Söz konusu alacakların ispatı konusunda işyeri kayıtları, özellikle işyerine giriş çıkışı gösteren belgeler, işyeri iç yazışmaları, delil niteliğindedir. Ancak, fazla çalışmanın bu tür yazılı belgelerle ispatlanamaması durumunda tarafların dinletmiş oldukları şahit beyanları ile sonuca gidilmesi gerekir.
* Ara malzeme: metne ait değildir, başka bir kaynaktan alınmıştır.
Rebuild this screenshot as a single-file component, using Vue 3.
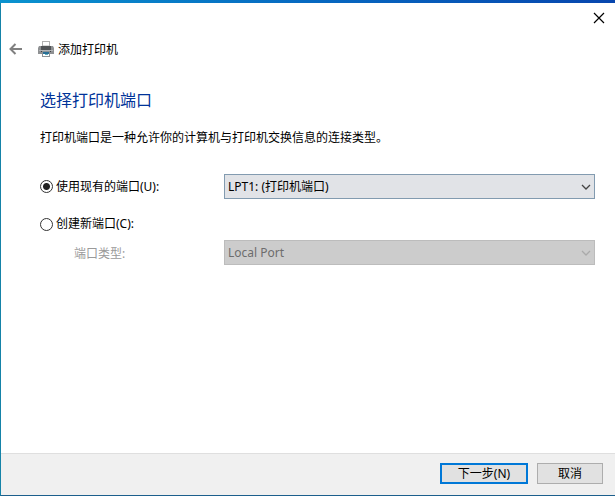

Bunun dışında herkesçe bilinen genel bazı vakıalar da bu noktada göz önüne alınabilir. İşçinin fiilen yaptığı işin niteliği ve yoğunluğuna göre de iddia edilen dönemlerde çalışma olup olmadığı araştırılmalıdır.
Fazla çalışmanın yazılı delil ya da şahitle ispatı imkan dahilindedir. İşyerinde çalışma düzenini bilmeyen ve bilmesi mümkün olmayan şahitlerin anlatımlarına değer verilemez.
Yukarıda fazla çalışmanın ispatı konusunda anlatılan ilkeler, ulusal bayram ve genel tatil günlerinde yapılan çalışmaların ispatı açısından da geçerlidir.
Dosya kapsamından Mahkemece hükme esas alınan bilirkişi raporuna göre yargılama sırasında dinlenen davacı tanık beyanlarına itibarla davacının fazla çalışma ve genel tatil alacağı talepleri kabul edilmiş ise de beyanları esas alınan davacı tanıklarından...’ın işyerinde çalışmadığı, ...’in ise 1993 yılına kadar çalıştığı değerlendirilerek tanıkların davacının çalışmasını bilebilecek durumda olmadığının anlaşılmasına göre davacının genel tatil ve fazla mesaiye yönelik iddiası hakkında inandırıcılığı yeterli bulunmayan tanık beyanından başka delil ibraz ve ikame etmemiş olması karşısında, davacının genel tatil ve fazla mesai iddiasını kanıtlayamadığı kabul edilerek bu iddiaya dayalı genel tatil ve fazla mesai ücreti talebinin reddine karar verilmesi gerekirken yazılı şekilde kabulü hatalı olup bozmayı gerektirmiştir.
SONUÇ: Temyiz olunan kararın yukarıda gösterilen sebeplerle BOZULMASINA, peşin alınan temyiz harcının istek halinde ilgiliye iadesine, 18/01/2018 tarihinde oy birliği ile karar verildi.